A 33-year-old Iranian woman presented with left-sided weakness. She was a case of primary infertility since four-years prior to admission (PTA) due to polycystic ovary. The patient was given clomide 50 mg daily starting on the first day of menstruation and continuing to the fifth day and Human menopausal gonadotropin (150 IU i.m. daily). After 15 days with oestradiol (E2) level of 3450 pg/ml, 15 follicles were seen in right ovary and 9 in left ovary. Then, 7500 IU recombinant human chorionic gonadotropin (rHCG) was administered as well. Thirty-four hours later 12 oocytes were retrieved from the right ovary, of which 4 were fertilized. Intramuscular progesterone 80 mg/day was also injected on the day of retrieval. The embryo was transferred on luteal day (LD) 3. On LD day 13, she developed right-sided weakness, numbness, and dysarthria and transferred to the neurology department of Namazi Hospital, affiliated to Shiraz University of Medical Sciences, Shiraz, south of Iran. Brain MRI revealed an infarct in the territory of right middle cerebral artery (MCA) (Fig. 1). Brain MRA showed a thrombus in right MCA producing a cut-off sign. Transthoracic and transesophageal echocardiography revealed only mitral valve prolapse but no mural thrombus. Electrocardiography (ECG) and color Doppler sonography of extracranial arteries were unremarkable.

Figure 1.

Axial T2-weighted images showing acute infarct in the territory of right middle cerebral artery (MCA).

Thrombophilia workups including protein C, protein S, antithrombin III, factor V Leiden (resistance to activated protein C), and prothrombin gene mutation (G20210A), antiphospholipid antibodies (IgG and IgM anticardiolipin antibodies and lupus anticoagulant) were all within normal ranges. Vasculitis panel was normal as well. The patient and her family decided to continue the pregnancy.

Aspirin 80 mg daily was prescribed for her.
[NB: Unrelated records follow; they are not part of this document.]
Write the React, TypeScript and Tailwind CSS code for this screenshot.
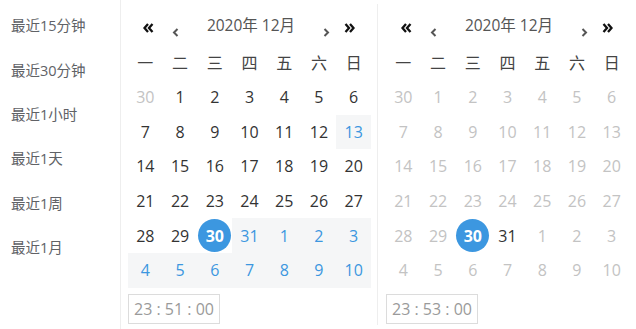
import React from "react";

const FONT = { fontFamily: '"Open Sans", "Noto Sans CJK SC", sans-serif' };

const DoubleLeft = () => (
  <svg width="11" height="10" viewBox="0 0 11 10" className="block">
    <path d="M5 1 L1.5 5 L5 9 M9.5 1 L6 5 L9.5 9" fill="none" stroke="#111" strokeWidth="2.3" strokeLinejoin="miter" />
  </svg>
);
const DoubleRight = () => (
  <svg width="11" height="10" viewBox="0 0 11 10" className="block">
    <path d="M1.5 1 L5 5 L1.5 9 M6 1 L9.5 5 L6 9" fill="none" stroke="#111" strokeWidth="2.3" strokeLinejoin="miter" />
  </svg>
);
const SingleLeft = () => (
  <svg width="7" height="9" viewBox="0 0 7 9" className="block">
    <path d="M5.5 1 L2 4.5 L5.5 8" fill="none" stroke="#555" strokeWidth="2" />
  </svg>
);
const SingleRight = () => (
  <svg width="7" height="9" viewBox="0 0 7 9" className="block">
    <path d="M1.5 1 L5 4.5 L1.5 8" fill="none" stroke="#555" strokeWidth="2" />
  </svg>
);

type Cell = { d: number; kind: "prev" | "cur" | "range" | "sel" | "dis" | "next" };

const weekdays = ["一", "二", "三", "四", "五", "六", "日"];

function buildLeft(): Cell[] {
  const cells: Cell[] = [{ d: 30, kind: "prev" }];
  for (let i = 1; i <= 31; i++) {
    let kind: Cell["kind"] = "cur";
    if (i === 13 || i === 31) kind = "range";
    if (i === 30) kind = "sel";
    cells.push({ d: i, kind });
  }
  for (let i = 1; i <= 10; i++) cells.push({ d: i, kind: "range" });
  return cells;
}

function buildRight(): Cell[] {
  const cells: Cell[] = [{ d: 30, kind: "dis" }];
  for (let i = 1; i <= 31; i++) {
    let kind: Cell["kind"] = "dis";
    if (i === 30) kind = "sel";
    if (i === 31) kind = "cur";
    cells.push({ d: i, kind });
  }
  for (let i = 1; i <= 10; i++) cells.push({ d: i, kind: "dis" });
  return cells;
}

function DayCell({ c }: { c: Cell }) {
  if (c.kind === "sel") {
    return (
      <div className="h-[34.6px] flex items-center justify-center">
        <div className="w-[33px] h-[33px] rounded-full bg-[#3c97e0] text-white font-bold text-[16px] flex items-center justify-center">
          {c.d}
        </div>
      </div>
    );
  }
  const cls =
    c.kind === "range"
      ? "bg-[#f5f6f7] text-[#3c97e0]"
      : c.kind === "cur"
      ? "text-[#333]"
      : "text-[#c3c3c3]";
  return (
    <div className={`h-[34.6px] flex items-center justify-center text-[16px] ${cls}`}>{c.d}</div>
  );
}

function Calendar({ cells, time }: { cells: Cell[]; time: string }) {
  return (
    <div className="flex flex-col w-[243px]">
      <div className="h-[46px] flex items-start">
        <div className="ml-[15px] mt-[23px]">
          <DoubleLeft />
        </div>
        <div className="ml-[18px] mt-[28px]">
          <SingleLeft />
        </div>
        <div className="flex-1 text-center text-[15.5px] leading-[22px] mt-[14px] text-[#555]">2020年 12月</div>
        <div className="mt-[28px]">
          <SingleRight />
        </div>
        <div className="ml-[14px] mr-[16px] mt-[23px]">
          <DoubleRight />
        </div>
      </div>
      <div className="grid grid-cols-7 h-[34px]">
        {weekdays.map((w) => (
          <div key={w} className="flex items-center justify-center text-[16px] text-[#444]">
            {w}
          </div>
        ))}
      </div>
      <div className="grid grid-cols-7">
        {cells.map((c, i) => (
          <DayCell key={i} c={c} />
        ))}
      </div>
      <div className="mt-[6px] w-[92px] h-[30px] border border-[#dcdcdc] flex items-center justify-center text-[16px] text-[#9a9a9a]">
        {time}
      </div>
    </div>
  );
}

export default function App() {
  const items = ["最近15分钟", "最近30分钟", "最近1小时", "最近1天", "最近1周", "最近1月"];
  return (
    <div className="w-[636px] h-[329px] bg-white flex overflow-hidden" style={FONT}>
      <div className="w-[121px] h-full border-r border-[#eeeeee] pt-[4px]">
        {items.map((t) => (
          <div key={t} className="h-[44.4px] flex items-center pl-[11px] text-[14.5px] text-[#606266]">
            {t}
          </div>
        ))}
      </div>
      <div className="w-[256px] pl-[7px]">
        <Calendar cells={buildLeft()} time="23 : 51 : 00" />
      </div>
      <div className="my-[4px] w-px bg-[#eeeeee]" />
      <div className="pl-[8px]">
        <Calendar cells={buildRight()} time="23 : 53 : 00" />
      </div>
    </div>
  );
}
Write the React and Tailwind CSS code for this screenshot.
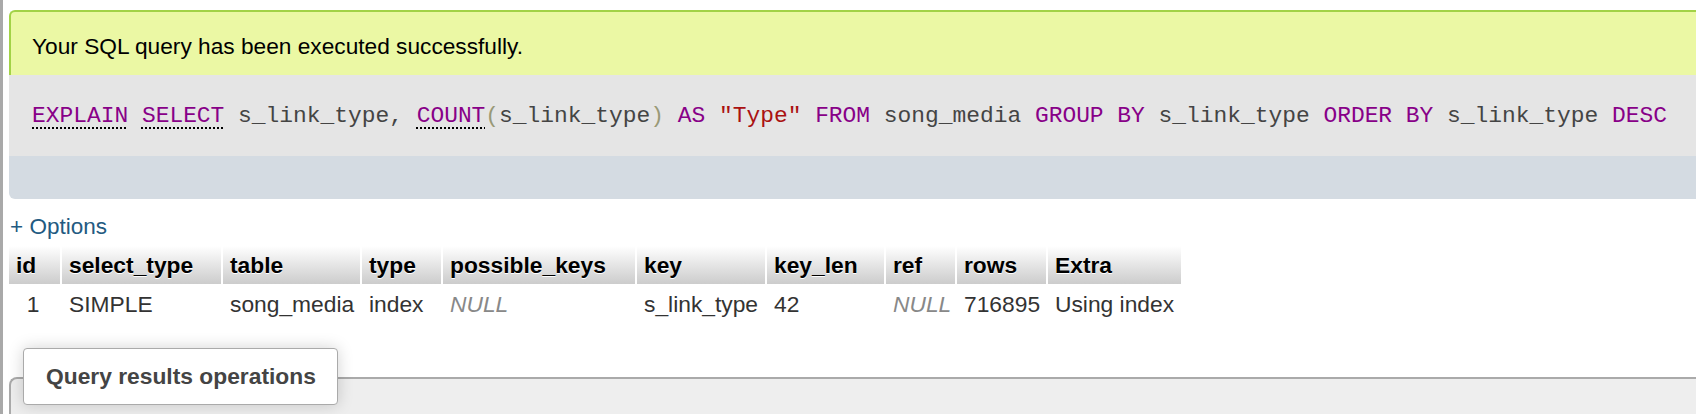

She improved dramatically with physiotherapy and occupational therapy courses but she experienced two episodes of generalized tonic clonic seizures three- and five-months after her stroke. Lamotrigine 100 mg daily was started for her and escalated with therapeutic dose monitoring. The fetus was delivered with cesarean section weighing 2040 gram.

At last follow-up the mother was seizure-free, completely verbal with normal motor strength and the infant reached normal motor and intelligence milestones considering her age.

The incidence of thrombotic events in a series of 2924 in vitro fertilizations has been reported to reach 0·2% [1].However, if the mother has a hypercoagulable condition, the risk of such events would be higher. On the other hand it has been seen that most of the patients having an attack of thromboembolism did not show any evidence of thrombophilia [2]. It has been recommended to screen all patients undergoing IVF [3].On the other hand, the screening tests would result in unnecessary costs [4].Some investigators recommend screening test for the patients with systemic lupus eythematosus, antiphospholipid antibody syndrome, repeated abortions, or family history of thrombosis [5]. Increasing rate of ovarian stimulation for the treatment of infertility necessitates proposing guidelines for screening of the thrombophilic condition for addressing this controversial issue.